- [TASK] Looking at the listing, state how many of its lines contain the string "this". Write only the number.

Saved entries
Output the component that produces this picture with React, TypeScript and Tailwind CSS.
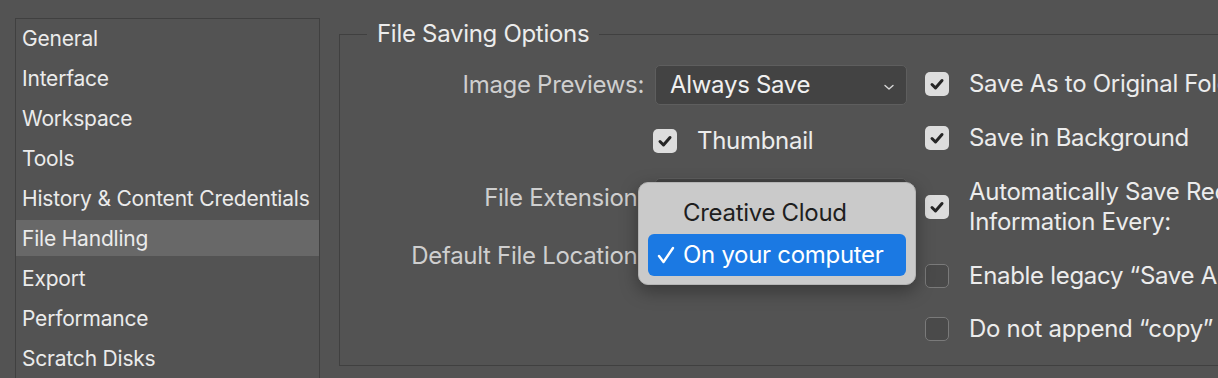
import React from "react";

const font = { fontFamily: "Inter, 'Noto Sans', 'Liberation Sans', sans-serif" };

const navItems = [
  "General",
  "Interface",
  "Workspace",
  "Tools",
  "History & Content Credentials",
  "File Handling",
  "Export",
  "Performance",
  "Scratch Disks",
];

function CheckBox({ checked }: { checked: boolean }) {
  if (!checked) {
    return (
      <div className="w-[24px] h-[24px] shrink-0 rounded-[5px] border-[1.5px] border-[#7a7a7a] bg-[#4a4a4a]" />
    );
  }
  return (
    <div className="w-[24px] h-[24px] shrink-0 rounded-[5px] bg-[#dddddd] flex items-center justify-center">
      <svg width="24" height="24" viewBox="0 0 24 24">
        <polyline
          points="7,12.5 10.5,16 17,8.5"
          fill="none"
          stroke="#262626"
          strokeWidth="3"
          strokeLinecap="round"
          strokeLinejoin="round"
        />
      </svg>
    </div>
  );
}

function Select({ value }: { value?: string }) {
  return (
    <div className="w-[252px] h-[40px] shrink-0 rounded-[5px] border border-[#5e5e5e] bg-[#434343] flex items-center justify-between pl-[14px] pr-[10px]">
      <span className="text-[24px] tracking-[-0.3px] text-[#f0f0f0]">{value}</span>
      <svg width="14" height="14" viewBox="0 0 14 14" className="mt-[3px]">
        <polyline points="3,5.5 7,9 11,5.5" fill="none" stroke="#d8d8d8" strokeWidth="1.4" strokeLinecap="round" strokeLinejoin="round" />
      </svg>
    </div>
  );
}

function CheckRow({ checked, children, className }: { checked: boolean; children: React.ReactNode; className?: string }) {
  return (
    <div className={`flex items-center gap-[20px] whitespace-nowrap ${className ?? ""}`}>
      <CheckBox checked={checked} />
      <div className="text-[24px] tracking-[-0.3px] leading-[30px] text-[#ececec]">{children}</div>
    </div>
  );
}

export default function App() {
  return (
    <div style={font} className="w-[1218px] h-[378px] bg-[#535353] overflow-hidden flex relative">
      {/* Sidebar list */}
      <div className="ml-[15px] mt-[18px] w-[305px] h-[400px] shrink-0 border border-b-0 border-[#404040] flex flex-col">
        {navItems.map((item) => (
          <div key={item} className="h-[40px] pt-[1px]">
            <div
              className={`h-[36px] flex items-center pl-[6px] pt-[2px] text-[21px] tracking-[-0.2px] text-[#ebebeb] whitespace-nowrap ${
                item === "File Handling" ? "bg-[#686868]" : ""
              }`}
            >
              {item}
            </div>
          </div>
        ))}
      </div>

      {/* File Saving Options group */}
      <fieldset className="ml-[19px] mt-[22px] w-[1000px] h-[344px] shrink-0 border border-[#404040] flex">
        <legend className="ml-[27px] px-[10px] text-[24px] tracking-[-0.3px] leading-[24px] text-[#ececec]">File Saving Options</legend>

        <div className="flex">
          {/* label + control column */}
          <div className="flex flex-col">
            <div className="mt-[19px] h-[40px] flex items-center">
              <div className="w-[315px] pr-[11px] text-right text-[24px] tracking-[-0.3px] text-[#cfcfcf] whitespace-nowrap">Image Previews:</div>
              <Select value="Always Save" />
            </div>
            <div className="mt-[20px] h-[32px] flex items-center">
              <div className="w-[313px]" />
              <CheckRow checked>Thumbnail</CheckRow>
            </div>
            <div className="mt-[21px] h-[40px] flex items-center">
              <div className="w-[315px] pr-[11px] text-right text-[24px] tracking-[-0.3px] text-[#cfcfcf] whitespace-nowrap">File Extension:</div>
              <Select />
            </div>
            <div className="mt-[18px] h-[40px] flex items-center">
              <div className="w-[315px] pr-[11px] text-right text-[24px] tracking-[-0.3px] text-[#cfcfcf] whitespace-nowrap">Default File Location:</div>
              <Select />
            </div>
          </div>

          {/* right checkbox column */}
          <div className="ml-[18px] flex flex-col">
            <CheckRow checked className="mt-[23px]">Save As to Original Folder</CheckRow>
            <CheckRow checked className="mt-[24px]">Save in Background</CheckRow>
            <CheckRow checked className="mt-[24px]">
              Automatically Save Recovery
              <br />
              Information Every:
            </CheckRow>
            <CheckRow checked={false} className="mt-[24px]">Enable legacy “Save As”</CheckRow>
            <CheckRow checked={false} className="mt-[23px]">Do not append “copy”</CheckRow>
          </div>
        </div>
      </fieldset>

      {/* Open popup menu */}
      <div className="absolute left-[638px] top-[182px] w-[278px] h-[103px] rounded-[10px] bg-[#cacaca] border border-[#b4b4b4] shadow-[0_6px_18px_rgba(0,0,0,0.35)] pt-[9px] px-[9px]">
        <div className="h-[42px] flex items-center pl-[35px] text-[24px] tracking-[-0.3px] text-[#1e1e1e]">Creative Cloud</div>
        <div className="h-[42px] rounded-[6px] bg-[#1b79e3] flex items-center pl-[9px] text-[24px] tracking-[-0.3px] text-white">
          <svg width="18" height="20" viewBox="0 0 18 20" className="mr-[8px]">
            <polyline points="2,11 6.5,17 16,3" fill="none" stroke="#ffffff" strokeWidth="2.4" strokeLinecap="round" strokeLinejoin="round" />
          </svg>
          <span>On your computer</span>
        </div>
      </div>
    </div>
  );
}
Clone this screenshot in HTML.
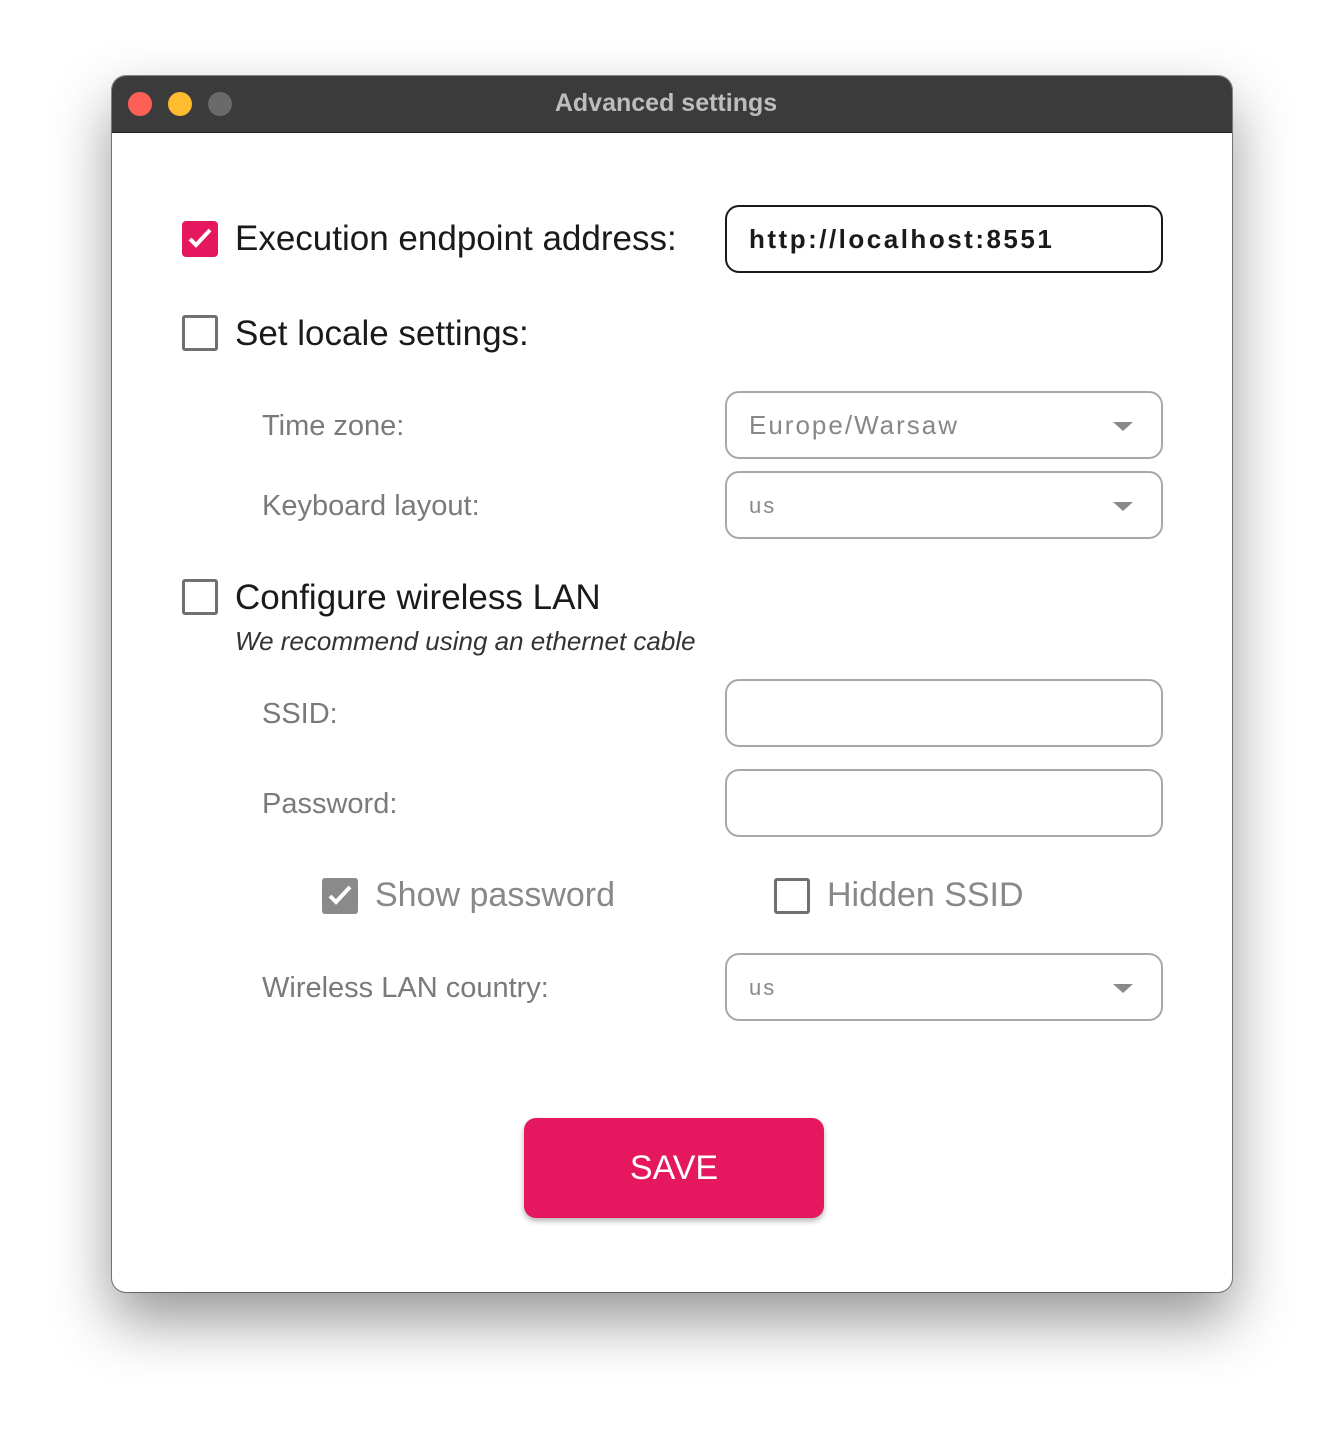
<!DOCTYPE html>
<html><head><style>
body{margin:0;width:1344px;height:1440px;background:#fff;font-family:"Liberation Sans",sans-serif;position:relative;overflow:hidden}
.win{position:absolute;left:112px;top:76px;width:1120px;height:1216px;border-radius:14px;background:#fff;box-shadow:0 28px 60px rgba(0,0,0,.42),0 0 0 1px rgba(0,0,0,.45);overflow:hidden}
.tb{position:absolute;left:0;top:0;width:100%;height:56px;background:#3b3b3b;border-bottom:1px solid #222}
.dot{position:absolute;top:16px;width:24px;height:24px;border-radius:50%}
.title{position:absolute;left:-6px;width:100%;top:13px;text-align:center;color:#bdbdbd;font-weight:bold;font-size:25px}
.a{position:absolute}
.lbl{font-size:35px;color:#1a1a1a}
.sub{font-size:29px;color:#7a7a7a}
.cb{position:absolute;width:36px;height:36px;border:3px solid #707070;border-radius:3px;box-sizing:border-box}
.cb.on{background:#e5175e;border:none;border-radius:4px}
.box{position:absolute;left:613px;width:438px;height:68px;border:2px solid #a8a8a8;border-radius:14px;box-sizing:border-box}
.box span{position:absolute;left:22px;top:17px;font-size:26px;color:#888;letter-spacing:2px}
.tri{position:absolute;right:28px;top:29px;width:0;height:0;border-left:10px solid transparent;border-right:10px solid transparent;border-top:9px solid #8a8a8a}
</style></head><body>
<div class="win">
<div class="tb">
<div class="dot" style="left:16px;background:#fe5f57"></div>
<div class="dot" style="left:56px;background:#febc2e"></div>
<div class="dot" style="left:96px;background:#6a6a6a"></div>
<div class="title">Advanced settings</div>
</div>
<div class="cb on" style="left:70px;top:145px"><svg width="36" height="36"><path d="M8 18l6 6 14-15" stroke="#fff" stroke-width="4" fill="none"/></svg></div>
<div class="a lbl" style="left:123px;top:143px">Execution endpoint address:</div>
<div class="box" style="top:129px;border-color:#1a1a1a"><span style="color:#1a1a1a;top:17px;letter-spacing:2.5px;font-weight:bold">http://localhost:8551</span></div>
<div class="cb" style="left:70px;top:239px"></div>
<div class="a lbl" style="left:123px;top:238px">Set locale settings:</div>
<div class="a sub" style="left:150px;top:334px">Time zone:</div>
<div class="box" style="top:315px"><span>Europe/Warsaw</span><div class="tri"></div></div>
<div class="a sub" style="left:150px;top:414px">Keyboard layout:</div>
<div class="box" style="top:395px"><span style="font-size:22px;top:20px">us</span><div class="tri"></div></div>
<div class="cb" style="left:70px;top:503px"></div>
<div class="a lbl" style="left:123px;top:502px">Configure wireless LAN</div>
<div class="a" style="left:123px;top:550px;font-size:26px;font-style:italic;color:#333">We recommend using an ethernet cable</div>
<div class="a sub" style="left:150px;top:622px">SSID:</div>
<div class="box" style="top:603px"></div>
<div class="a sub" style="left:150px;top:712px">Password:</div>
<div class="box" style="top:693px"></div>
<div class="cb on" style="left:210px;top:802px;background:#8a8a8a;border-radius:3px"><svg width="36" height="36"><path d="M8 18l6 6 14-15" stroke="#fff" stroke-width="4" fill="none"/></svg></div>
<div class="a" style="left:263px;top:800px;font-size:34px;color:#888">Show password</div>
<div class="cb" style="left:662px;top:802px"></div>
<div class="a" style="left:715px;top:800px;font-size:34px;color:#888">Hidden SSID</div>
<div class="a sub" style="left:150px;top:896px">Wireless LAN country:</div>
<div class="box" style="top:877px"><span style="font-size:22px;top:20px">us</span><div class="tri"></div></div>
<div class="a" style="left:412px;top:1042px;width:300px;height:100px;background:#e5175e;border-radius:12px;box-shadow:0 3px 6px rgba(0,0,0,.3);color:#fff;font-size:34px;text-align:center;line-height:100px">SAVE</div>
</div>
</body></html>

- [CORRECT RESPONSE] 2